Excerpted from a Ogletree, Deakins, Nash, Smoak & Stewart, P.C. Blog by Leah Shepherd
With health care costs rising, recent legal developments have altered how medical debt shows up on credit reports that employers conduct on job applicants and employees. Employers may want to stay abreast of the changing legal landscape and exercise caution in how they use information about medical debt in making employment decisions.
Quick Hits
- Fifteen states have laws prohibiting medical debt on credit reports.
- A new interpretive rule from the Consumer Financial Protection Bureau maintains that state law restrictions on the reporting of certain information, including medical debt, are preempted by the federal Fair Credit Reporting Act.
- Even with this new development, employers may want to exercise caution when considering whether to factor medical debt in making employment decisions.
- Applying background check policies uniformly can help to prevent discrimination claims.

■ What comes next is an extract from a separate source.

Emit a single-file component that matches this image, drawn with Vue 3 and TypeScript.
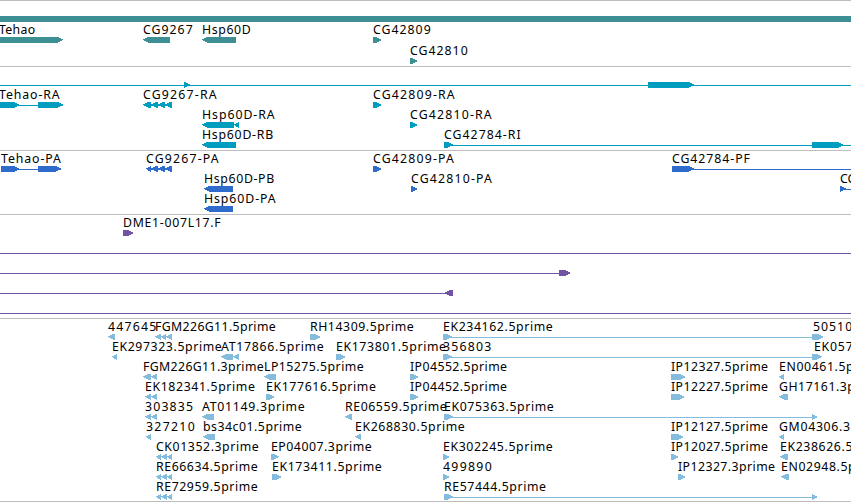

Most businesses in the financial services industry are required by federal law to conduct credit checks before hiring an employee. Likewise, it’s common for insurance companies, law firms, real estate companies, law enforcement agencies, government contractors, and other employers to complete a credit check before hiring someone into certain sensitive positions. The purpose of these credit checks is two-fold: (1) to ensure that individuals in financially sensitive positions have good “financial hygiene” and (2) to mitigate legal risk and prevent embezzlement, theft, extortion, the sale of confidential and trade secret information, and other financial crimes.
In 2022, the three major credit bureaus in the United States voluntarily agreed to exclude medical debt from credit reports if the debt is less than $500, is less than one year delinquent, or is already paid.
If an employer obtains an applicant’s consent to run a credit check, it may see medical debt over $500 that has been sent to collections. The credit report may list the amount owed, the collection agency, and the creditor, such as a hospital. The report should not reveal information about the type of treatment or diagnoses.
Evolving Legal Landscape
Fifteen states have banned medical debt on credit reports. One main reason the states have given for enacting those laws is that patients in a medical emergency usually don’t have any choice about when, where, or how they take on a significant medical expense, unlike consumers who decide to buy items like expensive furniture or jewelry.
On March 17, 2024, a final rule from the Consumer Financial Protection Bureau (CFPB) took effect, prohibiting credit bureaus from including medical debt on credit reports and credit scores sent to lenders. However, on July 11, 2025, the U.S. District Court for the Eastern District of Texas vacated that rule. The court also concluded that state laws with similar provisions were preempted by the federal Fair Credit Reporting Act (FCRA). Similarly, on October 28, 2025, the CFPB issued an interpretive rule stating that the FCRA preempts state laws that seek to regulate the presence of medical debt on credit reports.
Next Steps
Employers that conduct credit checks may want to do so only with the consent of the subject of the credit check. Employers also may want to limit the use of credit information to situations where the checks (1) do not discriminate against applicants or employees, (2) help to accurately identify reliable and responsible employees, and (3) are job-related and consistent with business necessity. To avoid discrimination lawsuits, employers may wish to apply background check policies consistently with all applicants and employees.